Ich erlebe es auch bei Freundinnen. Wenn wir Kaffee trinken gehen, liegt das Handy daneben und sie gehen auf jede Nachricht ein. Erwachsene Frauen! Es hat tatsächlich Suchtpotenzial.
25. August 2024 um 15:10
@Frau Kaltmamsell
Nein, der Laptop bekommt pro Tag 1,5-2h mehr ist gar nicht drin. Was in das Zeitslot nicht passt, kommt halt morgen dran.
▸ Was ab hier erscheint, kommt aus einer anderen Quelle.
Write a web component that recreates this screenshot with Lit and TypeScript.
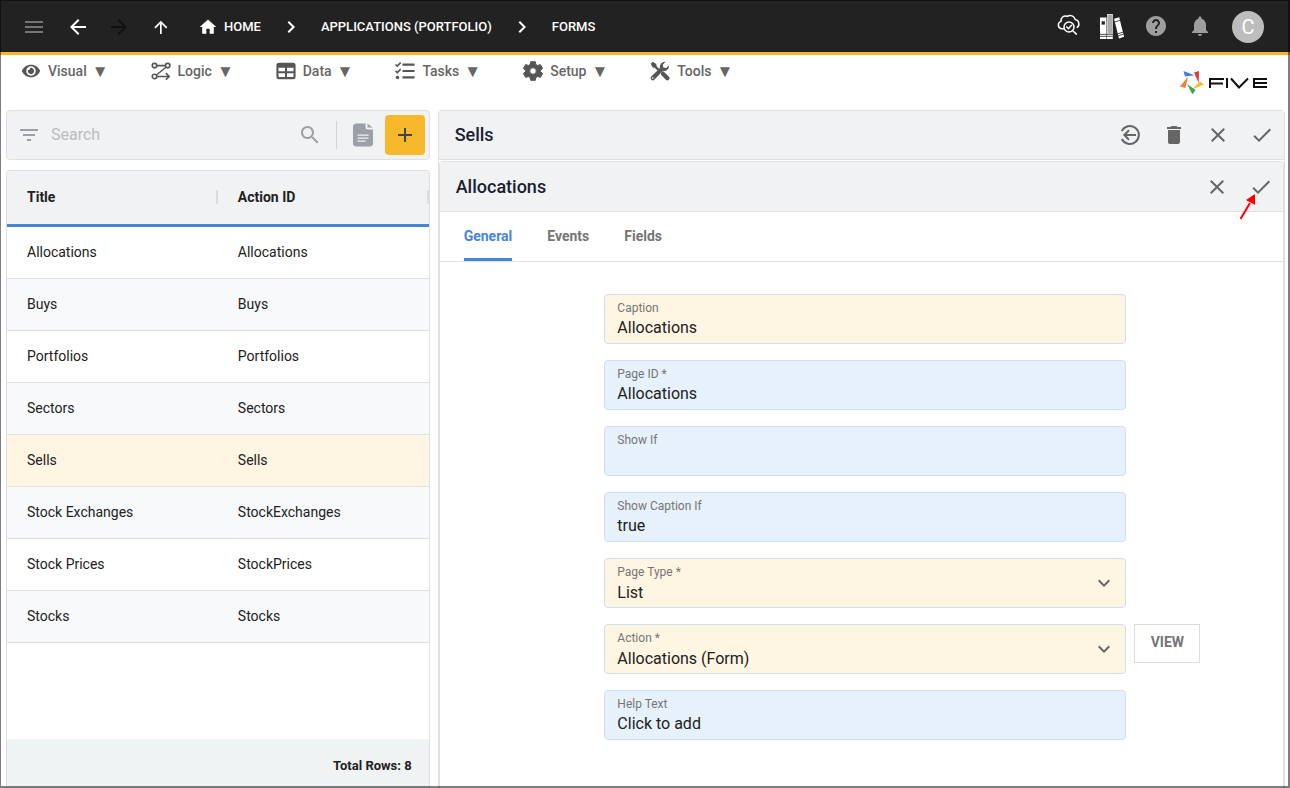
import { LitElement, html, svg, css } from "lit";
import { customElement, property, state } from "lit/decorators.js";
import { classMap } from "lit/directives/class-map.js";

const glyph = (name: string) => {
  switch (name) {
    case "menu":
      return svg`<path d="M3 18h18v-2H3v2zm0-5h18v-2H3v2zm0-7v2h18V6H3z"/>`;
    case "back":
      return svg`<path d="M20 11H7.83l5.59-5.59L12 4l-8 8 8 8 1.41-1.41L7.83 13H20v-2z"/>`;
    case "forward":
      return svg`<path d="M12 4l-1.41 1.41L16.17 11H4v2h12.17l-5.58 5.59L12 20l8-8z"/>`;
    case "up":
      return svg`<path d="M6.300 12.300l1.200 1.200 4.500-4.500V19h1.700V9l4.400 4.500 1.200-1.200-6.500-6.500z"/>`;
    case "home":
      return svg`<path d="M10 20v-6h4v6h5v-8h3L12 3 2 12h3v8z"/>`;
    case "chevron":
      return svg`<path d="M10 6L8.59 7.41 13.17 12l-4.58 4.59L10 18l6-6z"/>`;
    case "down":
      return svg`<path d="M16.59 8.59L12 13.17 7.41 8.59 6 10l6 6 6-6z"/>`;
    case "help":
      return svg`<path d="M12 2C6.48 2 2 6.48 2 12s4.48 10 10 10 10-4.48 10-10S17.52 2 12 2zm1 17h-2v-2h2v2zm2.07-7.75l-.9.92C13.45 12.9 13 13.5 13 15h-2v-.5c0-1.1.45-2.1 1.17-2.83l1.24-1.26c.37-.36.59-.86.59-1.41 0-1.1-.9-2-2-2s-2 .9-2 2H8c0-2.21 1.79-4 4-4s4 1.79 4 4c0 .88-.36 1.68-.93 2.25z"/>`;
    case "bell":
      return svg`<path d="M12 22c1.1 0 2-.9 2-2h-4c0 1.1.89 2 2 2zm6-6v-5c0-3.07-1.64-5.64-4.5-6.32V4c0-.83-.67-1.5-1.5-1.5s-1.5.67-1.5 1.5v.68C7.63 5.36 6 7.92 6 11v5l-2 2v1h16v-1l-2-2z"/>`;
    case "cloud":
      return svg`<g fill="none" stroke="currentColor" stroke-width="1.5" stroke-linecap="round"><path d="M7.400 14.800H5.800a3.800 3.800 0 0 1-.8-7.400 4.600 4.600 0 0 1 6.300-5.100 5.200 5.200 0 0 1 7.900 3.300 4.400 4.400 0 0 1 2 7.800"/><circle cx="13" cy="13" r="5"/><path d="M10.800 12.900l1.700 1.800 3-3.400M16.800 16.700l3.600 3.400"/></g>`;
    case "books":
      return svg`<path d="M0 3.500h6.500V25H0zM7 0h5.800v25H7zM14 4.700l5.200-1.500 4.900 19.600-5.100 1.600z"/><path d="M7.400.500h5v19h-5z" fill="#aaa"/><path d="M1.600 7.300h3.300v3.300H1.600z" fill="#222"/><path d="M0 20.300h12.800M0 22.300h12.800M14.800 7.900l5.200-1.500M17.900 19.700l5.200-1.500M18.400 21.700l5.200-1.500" stroke="#222" stroke-width=".8"/>`;
    case "eye":
      return svg`<path d="M12 4.500C7 4.500 2.730 7.610 1 12c1.730 4.390 6 7.500 11 7.500s9.270-3.110 11-7.500c-1.730-4.390-6-7.500-11-7.500z"/><circle cx="12" cy="12" r="5.700" fill="#fff"/><path d="M12 8.200a3.800 3.800 0 1 1-3.600 2.600 2 2 0 0 0 2.400-2.400A3.800 3.800 0 0 1 12 8.200z"/>`;
    case "logic":
      return svg`<g fill="none" stroke="currentColor" stroke-width="1.9"><circle cx="4.200" cy="5.500" r="2.700"/><circle cx="20" cy="5.500" r="2.700"/><circle cx="4.200" cy="18.500" r="2.700"/><path d="M7 5.500h10.300M18 7.500L6.500 16.800M7 18.500h14.500M17.800 14.500l4 4-4 4"/></g>`;
    case "table":
      return svg`<path fill-rule="evenodd" d="M3.500 2h17A3 3 0 0 1 23.500 5v14a3 3 0 0 1-3 3h-17a3 3 0 0 1-3-3V5a3 3 0 0 1 3-3zM3 8v4.200h7.800V8zm10.200 0v4.200H21V8zM3 14.700V19.200h7.800v-4.500zm10.200 0v4.500H21v-4.500z"/>`;
    case "tasks":
      return svg`<path d="M9 3h14.500v2.600H9zM9 10.700h14.500v2.600H9zM9 18.400h14.500V21H9z"/><circle cx="3" cy="19.700" r="2.100"/><path fill="none" stroke="currentColor" stroke-width="1.900" d="M.7 4.200l2 2L6.800 2M.7 11.900l2 2 4.100-4.200"/>`;
    case "gear":
      return svg`<path stroke="currentColor" stroke-width="1.200" stroke-linejoin="round" fill-rule="evenodd" d="M9.300.800h5.400l.7 3.300 2.200 1.300 3.200-1.100 2.700 4.700-2.500 2.200v1.600l2.500 2.200-2.700 4.700-3.200-1.100-2.200 1.300-.7 3.300H9.300l-.7-3.300-2.200-1.300-3.200 1.100L.500 15l2.500-2.200v-1.600L.500 9l2.700-4.700 3.200 1.100 2.200-1.300zM12 8a4 4 0 1 0 0 8 4 4 0 0 0 0-8z"/>`;
    case "tools":
      return svg`<path d="M.8 3.200L3.200.8l4.300 2.900.5 2.700 5 5-2 2-5-5-2.700-.5zM13.800 12.800l2.300-.6 6.600 6.700a2.400 2.400 0 0 1-3.700 3.700l-6-6.500z"/><path fill-rule="evenodd" d="M22.900 5.300a6 6 0 0 1-7.400 6.400L5.200 22.400a2.600 2.600 0 0 1-3.700-3.700L12 8.500A6 6 0 0 1 18.600 1l-3.200 3.400.6 3.300 3.500.7zM3.300 19.500a1 1 0 1 0 0 2 1 1 0 0 0 0-2z"/>`;
    case "filter":
      return svg`<path d="M10 18h4v-2h-4v2zM3 6v2h18V6H3zm3 7h12v-2H6v2z"/>`;
    case "search":
      return svg`<path d="M15.500 14h-.79l-.28-.27C15.410 12.590 16 11.110 16 9.500 16 5.910 13.090 3 9.500 3S3 5.910 3 9.500 5.910 16 9.500 16c1.610 0 3.090-.59 4.230-1.570l.27.28v.79l5 4.990L20.490 19l-4.990-5zm-6 0C7.010 14 5 11.990 5 9.500S7.010 5 9.500 5 14 7.010 14 9.500 11.990 14 9.500 14z"/>`;
    case "document":
      return svg`<path fill-rule="evenodd" d="M4.500.500H14.500v3.500A2.500 2.500 0 0 0 17 6.500h5V20.500a3 3 0 0 1-3 3H5a3 3 0 0 1-3-3V3.500a3 3 0 0 1 2.500-3zM6.500 11.500v1.300h11v-1.300zm0 3v1.300h11v-1.300zm0 3v1.300h8v-1.300z"/><path d="M16.500.500v4h5z"/>`;
    case "plus":
      return svg`<path d="M19 13h-6v6h-2v-6H5v-2h6V5h2v6h6v2z"/>`;
    case "exit":
      return svg`<g fill="none" stroke="currentColor" stroke-width="2"><path d="M3.800 8A9 9 0 1 1 3.800 16"/><path d="M18 12H6.500M11 7.300L6.300 12l4.700 4.700"/></g>`;
    case "trash":
      return svg`<path d="M6 19c0 1.100.9 2 2 2h8c1.100 0 2-.9 2-2V7H6v12zM19 4h-3.500l-1-1h-5l-1 1H5v2h14V4z"/>`;
    case "close":
      return svg`<path d="M19 6.410L17.590 5 12 10.590 6.410 5 5 6.410 10.590 12 5 17.590 6.410 19 12 13.410 17.590 19 19 17.590 13.410 12z"/>`;
    case "check":
      return svg`<path d="M9 16.170L4.830 12l-1.420 1.410L9 19 21 7l-1.410-1.410z"/>`;
    default:
      return svg``;
  }
};

@customElement("ui-icon")
export class UiIcon extends LitElement {
  @property() name = "";
  @property({ type: Number }) size = 24;

  static styles = css`
    :host {
      display: inline-flex;
      flex: none;
    }
    .icon {
      display: block;
      fill: currentColor;
      overflow: visible;
    }
  `;

  render() {
    return html`<svg class="icon" width=${this.size} height=${this.size} viewBox="0 0 24 24" aria-hidden="true">
      ${glyph(this.name)}
    </svg>`;
  }
}

interface Row {
  title: string;
  action: string;
}

interface Field {
  id: string;
  label: string;
  value: string;
  warm?: boolean;
  select?: boolean;
  view?: boolean;
}

@customElement("app-root")
export class AppRoot extends LitElement {
  @state() private selected = "Sells";
  @state() private tab = "General";

  private menus = [
    ["eye", "Visual"],
    ["logic", "Logic"],
    ["table", "Data"],
    ["tasks", "Tasks"],
    ["gear", "Setup"],
    ["tools", "Tools"],
  ];

  private rows: Row[] = [
    { title: "Allocations", action: "Allocations" },
    { title: "Buys", action: "Buys" },
    { title: "Portfolios", action: "Portfolios" },
    { title: "Sectors", action: "Sectors" },
    { title: "Sells", action: "Sells" },
    { title: "Stock Exchanges", action: "StockExchanges" },
    { title: "Stock Prices", action: "StockPrices" },
    { title: "Stocks", action: "Stocks" },
  ];

  private fields: Field[] = [
    { id: "caption", label: "Caption", value: "Allocations", warm: true },
    { id: "page-id", label: "Page ID *", value: "Allocations" },
    { id: "show-if", label: "Show If", value: "" },
    { id: "show-caption-if", label: "Show Caption If", value: "true" },
    { id: "page-type", label: "Page Type *", value: "List", warm: true, select: true },
    { id: "action", label: "Action *", value: "Allocations (Form)", warm: true, select: true, view: true },
    { id: "help-text", label: "Help Text", value: "Click to add" },
  ];

  static styles = css`
    :host {
      display: flex;
      flex-direction: column;
      height: 100vh;
      overflow: hidden;
      background: #fff;
      color: #212121;
      font: 14px/20px Roboto, "Liberation Sans", sans-serif;
    }
    :host::after {
      content: "";
      position: fixed;
      inset: 0;
      border: solid rgba(0, 0, 0, 0.5);
      border-width: 1px 2px 2px 1px;
      pointer-events: none;
    }
    *,
    *::before,
    *::after {
      box-sizing: border-box;
    }
    button,
    input,
    select {
      margin: 0;
      padding: 0;
      border: 0;
      background: none;
      color: inherit;
      font: inherit;
    }
    button {
      display: inline-flex;
      align-items: center;
      justify-content: center;
      cursor: pointer;
    }
    a {
      display: inline-flex;
      align-items: center;
      gap: 6px;
      color: inherit;
      text-decoration: none;
    }

    .topbar {
      display: flex;
      align-items: center;
      justify-content: space-between;
      flex: none;
      height: 55px;
      padding: 0 26px 0 22px;
      background: #222;
      border-bottom: 3px solid #f8b62b;
      color: #fff;
    }
    .nav,
    .crumbs,
    .tools {
      display: flex;
      align-items: center;
    }
    .nav {
      padding-top: 2px;
    }
    .nav-button {
      width: 24px;
    }
    .nav-buttons {
      display: flex;
      gap: 17px;
    }
    .menu-button {
      color: #757575;
      margin-right: 3px;
    }
    .disabled {
      color: #111;
    }
    .crumbs {
      margin-left: 26px;
      gap: 18px;
      font-size: 13px;
      font-weight: 500;
    }
    .tools {
      gap: 20px;
      color: #9e9e9e;
    }
    .light {
      color: #fff;
    }
    .avatar {
      width: 32px;
      height: 32px;
      margin-top: 2px;
      border-radius: 50%;
      background: #bdbdbd;
      color: #fff;
      font-size: 20px;
    }

    .menubar {
      display: flex;
      justify-content: space-between;
      flex: none;
      height: 55px;
      padding: 6px 22px 0 21px;
    }
    .menus {
      display: flex;
      align-items: flex-start;
      gap: 42px;
    }
    .menu {
      gap: 7px;
      color: #666;
      font-weight: 500;
    }
    .menu-icon {
      color: #555;
    }
    .menu-caret {
      margin-left: -2px;
      font-size: 17px;
      line-height: 20px;
    }
    .logo {
      margin-top: 9px;
    }

    .workspace {
      display: grid;
      grid-template-columns: minmax(0, 1fr) minmax(0, 2fr);
      gap: 8px;
      flex: 1;
      min-height: 0;
      padding: 0 5px 0 6px;
    }
    .left {
      display: flex;
      flex-direction: column;
      gap: 10px;
      min-height: 0;
    }
    .searchbar {
      display: flex;
      align-items: center;
      flex: none;
      height: 50px;
      padding: 0 4px 0 10px;
      background: #f1f2f4;
      border: 1px solid #e0e0e0;
      border-radius: 4px;
      color: #9aa0a6;
    }
    .search-input {
      flex: 1;
      min-width: 0;
      height: 32px;
      padding: 0 0 2px 10px;
      color: #212121;
      font-size: 16px;
      outline: 0;
    }
    .search-input::placeholder {
      color: #b9bcbf;
      opacity: 1;
    }
    .search-end {
      display: flex;
      align-items: center;
      align-self: stretch;
      gap: 10px;
    }
    .rule {
      width: 1px;
      height: 28px;
      margin: 0 4px;
      background: #d0d3d6;
    }
    .add {
      width: 40px;
      height: 40px;
      border-radius: 4px;
      background: #f8b82c;
      color: #444;
    }

    .listing {
      display: flex;
      flex-direction: column;
      flex: 1;
      min-height: 0;
      border: 1px solid #e0e0e0;
      border-bottom: 0;
      border-radius: 4px 4px 0 0;
      overflow: hidden;
    }
    .table-area {
      flex: 1;
      min-height: 0;
      overflow: hidden;
    }
    .table {
      width: 100%;
      table-layout: fixed;
      border-collapse: separate;
      border-spacing: 0;
    }
    .head {
      height: 56px;
      padding: 0 0 2px 20px;
      background: #f1f2f4;
      border-bottom: 3px solid #4686da;
      font-weight: 700;
      text-align: left;
    }
    .head-label {
      display: flex;
      align-items: center;
      justify-content: space-between;
    }
    .head-label::after {
      content: "";
      width: 2px;
      height: 14px;
      background: #dcdcdc;
    }
    .cell {
      height: 52px;
      padding: 0 20px 2px;
      border-bottom: 1px solid #e0e0e0;
    }
    .row {
      cursor: pointer;
    }
    .row:nth-child(even) {
      background: #f8f9fb;
    }
    .row.selected {
      background: #fff5e3;
    }
    .footer {
      flex: none;
      height: 49px;
      padding: 17px 17px 0;
      background: #eff3f4;
      font-size: 13px;
      font-weight: 700;
      text-align: right;
    }

    .card {
      display: flex;
      flex-direction: column;
      min-height: 0;
      border: 1px solid #e0e0e0;
      border-bottom: 0;
      border-radius: 4px 4px 0 0;
    }
    .inner {
      flex: 1;
      margin-top: 1px;
    }
    .card-head {
      display: flex;
      align-items: center;
      justify-content: space-between;
      flex: none;
      height: 49px;
      padding: 0 10px 0 16px;
      background: #f1f2f4;
      border-bottom: 1px solid #e0e0e0;
    }
    .inner-head {
      height: 50px;
    }
    .heading {
      margin: 0;
      color: #1a2030;
      font-size: 18px;
      font-weight: 500;
      line-height: 24px;
    }
    .actions {
      position: relative;
      display: flex;
      gap: 20px;
      color: #666;
    }
    .pointer {
      position: absolute;
      top: 19px;
      right: 16px;
    }
    .tabs {
      display: flex;
      flex: none;
      gap: 35px;
      height: 50px;
      padding: 0 24px;
      border-bottom: 1px solid #e0e0e0;
    }
    .tab {
      padding-top: 2px;
      border-bottom: 3px solid transparent;
      border-radius: 2px 2px 0 0;
      color: #757575;
      font-weight: 700;
    }
    .tab.active {
      border-color: #4686da;
      color: #4686da;
    }
    .form {
      display: grid;
      gap: 16px;
      padding: 32px 0 0 8px;
    }
    .line {
      display: grid;
      grid-template-columns: 1fr minmax(0, 522px) 1fr;
      column-gap: 8px;
    }
    .field {
      display: grid;
      grid-column: 2;
      grid-template-columns: 1fr 24px;
      grid-template-rows: 16px 24px;
      height: 50px;
      padding: 5px 9px 3px 12px;
      border: 1px solid #cddff0;
      border-radius: 4px;
      background: #e7f1fc;
    }
    .field.warm {
      background: #fff5e3;
    }
    .label {
      grid-area: 1 / 1;
      color: #757575;
      font-size: 12px;
      line-height: 16px;
    }
    .control {
      grid-area: 2 / 1 / 3 / 3;
      width: 100%;
      font-size: 16px;
      line-height: 24px;
      appearance: none;
      outline: 0;
    }
    select.control {
      padding-top: 1px;
    }
    .caret {
      grid-area: 1 / 2 / 3 / 3;
      align-self: center;
      padding-bottom: 2px;
      color: #666;
      pointer-events: none;
    }
    .view {
      grid-column: 3;
      justify-self: start;
      width: 66px;
      height: 39px;
      padding-bottom: 3px;
      border: 1px solid #dcdcdc;
      color: #757575;
      font-weight: 700;
    }
  `;

  private renderField(f: Field) {
    return html`<div class="line">
      <div class=${classMap({ field: true, warm: !!f.warm })}>
        <label class="label" for=${f.id}>${f.label}</label>
        ${f.select
          ? html`<select class="control" id=${f.id}>
                <option selected>${f.value}</option>
              </select>
              <ui-icon class="caret" name="down"></ui-icon>`
          : html`<input class="control" id=${f.id} type="text" .value=${f.value} />`}
      </div>
      ${f.view ? html`<button class="view" type="button">VIEW</button>` : ""}
    </div>`;
  }

  render() {
    return html`
      <header class="topbar">
        <nav class="nav" aria-label="Breadcrumb">
          <div class="nav-buttons">
            <button class="nav-button menu-button" aria-label="Menu"><ui-icon name="menu"></ui-icon></button>
            <button class="nav-button" aria-label="Back"><ui-icon name="back"></ui-icon></button>
            <button class="nav-button disabled" aria-label="Forward" disabled><ui-icon name="forward"></ui-icon></button>
            <button class="nav-button" aria-label="Up"><ui-icon name="up"></ui-icon></button>
          </div>
          <div class="crumbs">
            <a href="#home"><ui-icon name="home" size="20"></ui-icon>HOME</a>
            <ui-icon name="chevron"></ui-icon>
            <a href="#applications">APPLICATIONS (PORTFOLIO)</a>
            <ui-icon name="chevron"></ui-icon>
            <a href="#forms">FORMS</a>
          </div>
        </nav>
        <div class="tools">
          <button class="light" aria-label="Inspect"><ui-icon name="cloud"></ui-icon></button>
          <button class="light" aria-label="Library"><ui-icon name="books"></ui-icon></button>
          <button aria-label="Help"><ui-icon name="help"></ui-icon></button>
          <button aria-label="Notifications"><ui-icon name="bell"></ui-icon></button>
          <button class="avatar" aria-label="Account">C</button>
        </div>
      </header>

      <div class="menubar">
        <nav class="menus" aria-label="Main">
          ${this.menus.map(
            ([icon, label]) => html`<button class="menu">
              <ui-icon class="menu-icon" name=${icon} size="20"></ui-icon><span>${label}</span
              ><span class="menu-caret">▼</span>
            </button>`
          )}
        </nav>
        <svg class="logo" width="88" height="24" viewBox="0 0 88 24" role="img" aria-label="Five">
          <path fill="#3f7fdc" d="M3.500 1l11 4.300L5 6.500z" />
          <path fill="#e53935" d="M14 2.500L19 1l-.3 12z" />
          <path fill="#f9b82c" d="M20 11.500l4 3L12 19.500z" />
          <path fill="#34a853" d="M7 14l8.500 6-3 4.500z" />
          <path fill="#f58232" d="M8 6.500L5.500 18 0 16.500z" />
          <g fill="none" stroke="#111" stroke-width="2">
            <path d="M30 18V9h14M30 13.500h13M47 8v10M51 8.500l8 9 9-9M87 9H74v8h13M74 13h13" />
          </g>
        </svg>
      </div>

      <main class="workspace">
        <section class="left">
          <div class="searchbar">
            <ui-icon name="filter"></ui-icon>
            <input class="search-input" type="search" placeholder="Search" aria-label="Search" />
            <div class="search-end">
              <button aria-label="Search"><ui-icon name="search"></ui-icon></button>
              <span class="rule"></span>
              <button aria-label="Document"><ui-icon name="document"></ui-icon></button>
              <button class="add" aria-label="Add"><ui-icon name="plus"></ui-icon></button>
            </div>
          </div>
          <div class="listing">
            <div class="table-area">
              <table class="table">
                <thead>
                  <tr>
                    <th class="head"><div class="head-label">Title</div></th>
                    <th class="head"><div class="head-label">Action ID</div></th>
                  </tr>
                </thead>
                <tbody>
                  ${this.rows.map(
                    (r) => html`<tr
                      class=${classMap({ row: true, selected: r.title === this.selected })}
                      @click=${() => (this.selected = r.title)}
                    >
                      <td class="cell">${r.title}</td>
                      <td class="cell">${r.action}</td>
                    </tr>`
                  )}
                </tbody>
              </table>
            </div>
            <div class="footer">Total Rows: ${this.rows.length}</div>
          </div>
        </section>

        <section class="card">
          <div class="card-head">
            <h1 class="heading">Sells</h1>
            <div class="actions">
              <button aria-label="Return"><ui-icon name="exit"></ui-icon></button>
              <button aria-label="Delete"><ui-icon name="trash"></ui-icon></button>
              <button aria-label="Cancel"><ui-icon name="close"></ui-icon></button>
              <button aria-label="Save"><ui-icon name="check"></ui-icon></button>
            </div>
          </div>
          <section class="card inner">
            <div class="card-head inner-head">
              <h2 class="heading">Allocations</h2>
              <div class="actions">
                <button aria-label="Cancel"><ui-icon name="close"></ui-icon></button>
                <button aria-label="Save"><ui-icon name="check"></ui-icon></button>
                <svg class="pointer" width="18" height="26" viewBox="0 0 18 26" aria-hidden="true">
                  <path d="M1.500 25L11 9" stroke="#f00" stroke-width="2" />
                  <path d="M16 0v11L7 6z" fill="#f00" />
                </svg>
              </div>
            </div>
            <div class="tabs" role="tablist">
              ${["General", "Events", "Fields"].map(
                (t) => html`<button
                  class=${classMap({ tab: true, active: t === this.tab })}
                  role="tab"
                  aria-selected=${t === this.tab}
                  @click=${() => (this.tab = t)}
                >
                  ${t}
                </button>`
              )}
            </div>
            <form class="form">${this.fields.map((f) => this.renderField(f))}</form>
          </section>
        </section>
      </main>
    `;
  }
}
Und mein Arbeitstag ist seit 3 Jahren auch vollkommen frei von `Unterhaltungselektronik`…so als Gärtnerin, habe aber eine Bürokarriere mit fast 25 Jahren nur Bildschirmarbeit hinter mir.
*Entschuldigen Sie die späte Antwort, wir waren im Garten.*
26. August 2024 um 8:02
Ein bisschen off-topic zu den ganzen Kommentaren, aber ich finde ihr Balkonfoto wirklich ganz zauberhaft!
26. August 2024 um 10:35
Ich vermute mit weniger Zeit am Mobiltelefon ist weniger Konsum am Mobiltelefon gemeint.
Ich kenne 14 Jährige die Mobiltelefone nicht mögen weil sie die Gemeinschaft mit Gleichaltrigen stören und auch im Fugger-Museum beklagt eine Bewohnerin, das die Gemeinschaft darunter leide das man sich Nachbarn zurückziehen und den Tag am Mobiltelefon verbringen.
26. August 2024 um 11:08
Danke für die Ausführungen in Sachen Smartphone!
Ich erinnere da auch mal an die feuilletonistischen ,,Digital-Detox”-Zeitungsartikel, wo sich die Journalist:innen dann total langweilen, weil sie ja auch meinen, ihren E-Book-Reader nicht benutzen zu dürfen.
Zu einigen der Kommentare hier kann ich nur sagen: q.e.d.